The conservative intellectual culture reflects the broader media culture around us. That broader culture now worships two principal deities: Much and Quick. Our culture produces an extraordinary volume of information for anyone interested in consuming information. Never have so many had so much access to so much, nor so quickly. What is a media culture to do in the age of the Internet and 24-hour cable programming on politics? The answer has been: Go along with it. In addition to a new breed of on-line "magazines" whose content changes from hour to hour, we have seen biweekly, weekly, and daily publications break out of their traditional "news cycle" to give us the benefit of their reporting and analysis as soon as they can post it on their web sites. Conservatism, for its part, is now propagated as much by simultaneous e-mail transmission as by any other medium. To be au courant is to answer a liberal argument made on a morning cable show by early afternoon. It may, however, be an indication of how well-formed conservative thought is that it can propagate answers so quickly.

The questions to the answers

Is anything wrong with this? On one hand, no. In the first place, there is no undoing the profusion of cable or the availability of the Internet. We live in our time. It would be the height of folly to cede such powerful tools as the Internet and cable to people out to do in the conservative project. As long as these media are available, it only makes sense to seize them and use them the best one can. In the second place, the sometimes-rote quality of the propagation of conservatism and conservative positions is hardly the product of imposition of intellectual orthodoxy by some central committee taking as its charge the enforcement of discipline among the cadres. There is no such committee. Instead, the familiar quality of conservatism is a product of widespread agreement among thoughtful people. Its completed character is testimony to the sway of reason among reasonable people.

But is a swift and certain conservatism, even if such a conservatism is essential, actually sufficient? Here, there is reason to pause.

The long-term success of conservative ideology depends on how well that ideology understands and describes the world and predicts outcomes in it. If, in point of fact, conservative ideology is perfectly formed at present, then there is no particular risk in the current state of conservative intellectual culture. But if not, then what? And how will conservatives know?

The liberal experience should send a cautionary signal to conservatives. Liberalism as an ideology proved remarkably disinclined to engage in self-examination. The intellectual energy of liberalism was largely taken up in a decades-long argument between the go-fast liberals and the one-step-at-a-time liberals. Liberalism had no particular response to external pressure, either in the form of the failure of the world to act in accordance with its expectations or in the form of the conservative intellectual critique of liberalism during the heyday of the formation of conservative ideology. Liberalism, comfortable in the wielding of political power, simply did so — until there came the point at which it lost political power as a result of the bankruptcy, insufficiency, and stubborn wrong-headedness of its ideas.

Liberalism would surely have been better off had some substantial number of its most talented adherents been able or willing to take a step back from their ideological certainty and re-examine their premises in the light of real-world results. (One could say that some liberals did take this road, only to become conservatives; on the other hand, it is hardly obvious that the only alternative to liberalism is ideological conservatism.)

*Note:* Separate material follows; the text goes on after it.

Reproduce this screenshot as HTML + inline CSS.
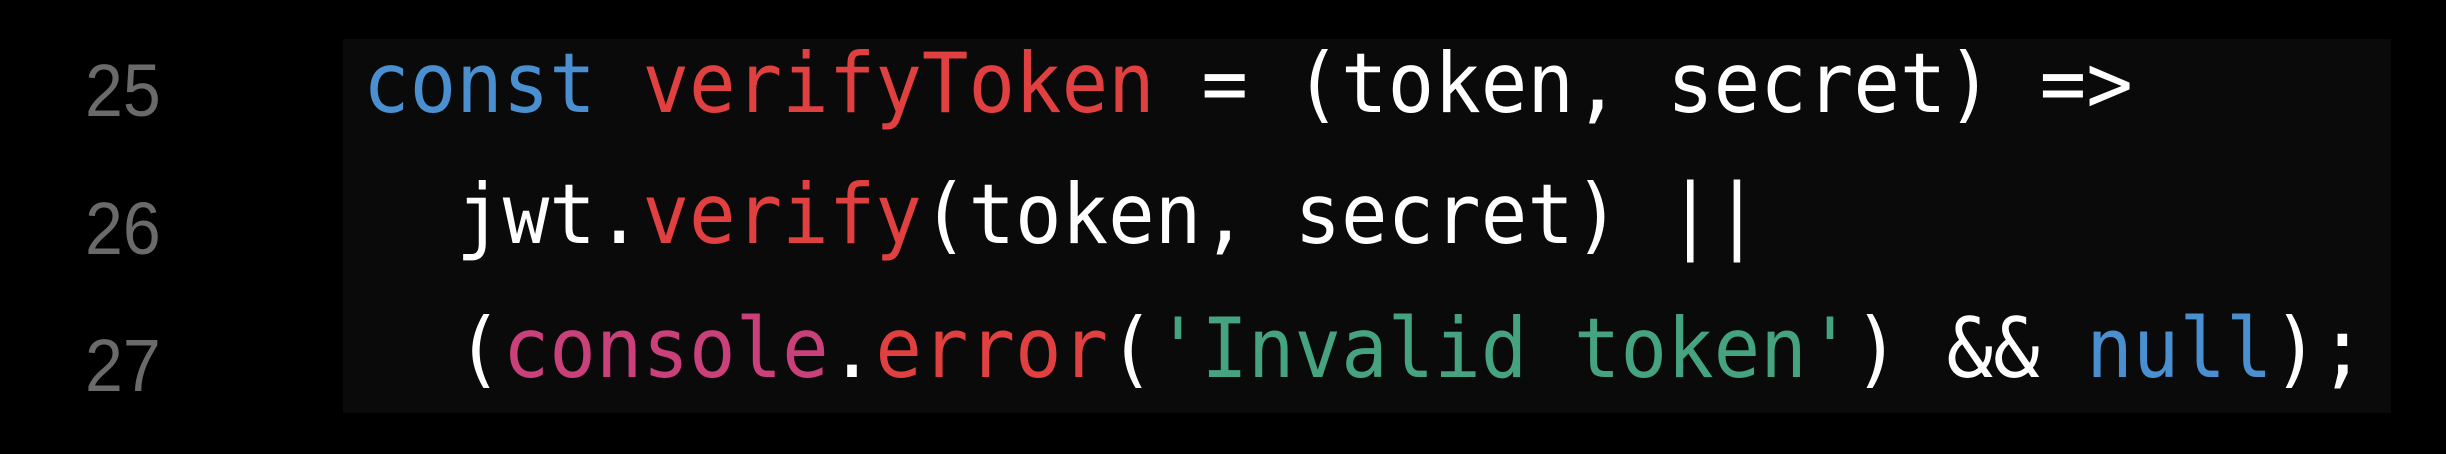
<!DOCTYPE html>
<html><head><meta charset="utf-8"><style>
html,body{margin:0;padding:0;background:#000;width:2446px;height:454px;overflow:hidden;position:relative}
.box{position:absolute;left:343px;top:39px;width:2048px;height:374px;background:#0a0a0a}
.n{position:absolute;left:85px;font-family:"Liberation Sans",sans-serif;font-size:74px;line-height:normal;color:#6a6a6a;transform:scaleX(0.92);transform-origin:left}
.c{position:absolute;left:363px;font-family:"DejaVu Sans Mono","Liberation Mono",monospace;font-size:83px;line-height:normal;color:#fff;white-space:pre;transform:scaleX(0.932);transform-origin:left}
.b{color:#4a90d0}.r{color:#e0403f}.p{color:#c9407a}.g{color:#45a37f}
</style></head><body>
<div class="box"></div>
<div class="n" style="top:48px">25</div>
<div class="n" style="top:186px">26</div>
<div class="n" style="top:323px">27</div>
<div class="c" style="top:35px"><span class="b">const</span> <span class="r">verifyToken</span> = (token, secret) =&gt;</div>
<div class="c" style="top:166px">  jwt.<span class="r">verify</span>(token, secret) ||</div>
<div class="c" style="top:300px">  (<span class="p">console</span>.<span class="r">error</span>(<span class="g">'Invalid token'</span>) &amp;&amp; <span class="b">null</span>);</div>
</body></html>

Conservatives should profit from this error. Some of them ought to take it as a project of some urgency to step back from the now hurly-burly world of conservative political and intellectual culture and take a long, hard, detailed look at conservatism. The alternative is merely the assumption that all is well. That is a dangerous assumption. Even if all is well, it is better to say so on the basis of serious self-scrutiny than on a whim, or worse, out of the ideological conviction that all must be well. And suppose all is not well. Suppose one or another problem becomes apparent. There is at least a possibility that such problems as arise can be addressed and corrected before their steady accretion threatens the totality of the project of conservative governance.

If ideological conservatism now is relatively self-confident in the conviction that it has the right answers to the important questions, the time has come for the right questions about the answers.

Time to think

One thing is certain. No serious conservative self-scrutiny will arise spontaneously from the current media culture. Rather, such scrutiny can only be a product of a deliberate decision on the part of some number of serious people to take the time to think about some pretty serious things. And the product of their deliberations will not be the least suited to delivery via sound bite or e-mail.

They will write essays. These essays will be published in a magazine that has made a deliberate decision to make its stand outside the news cycle. In a culture increasingly given to Much and Quick and more and faster, this magazine will take the radically contrarian view that seriousness necessitates deliberation, and that an article that can be read with profit and enjoyment a year or two or a dozen after it first appears is potentially at least as valuable a thing as all the e-mail traffic in between.

This magazine, in turn, will be read by people who appreciate the limitations of the media culture of Much and Quick — and the perhaps-hidden dangers this culture poses to conservatism. This magazine and its audience will, in short, constitute the dynamic element of modern conservative thinking.


The creation of modern conservative ideology was an exercise in ideas — in many cases, ideas about the consequences of an older set of ideas, those of liberalism. But conservatism is no longer merely about ideas, because conservative ideas are having consequences of their own. The success or failure of conservatism, in the long run, will depend on how well conservatism understands those consequences and adapts to them.

The project of this magazine

To serve as the pre-eminent vehicle for new conservative thinking and new and serious thinking about conservatism.

To monitor the progress of conservative ideology as it moves from the realm of theory to the world of practice, the political world.

To re-examine as necessary the premises, logic and conclusions of conservative thinking in order to ensure that conservatism remains intellectually rigorous and vital.

To create or re-create a community of conservative thinkers and writers capable of bringing to the challenges of the present the same clarity, conviction and conscience their intellectual elders brought to bear on the problems of a different time.

In a world of ephemera, it is time for some number of people to devote their energies and attention to matters of lasting consequence.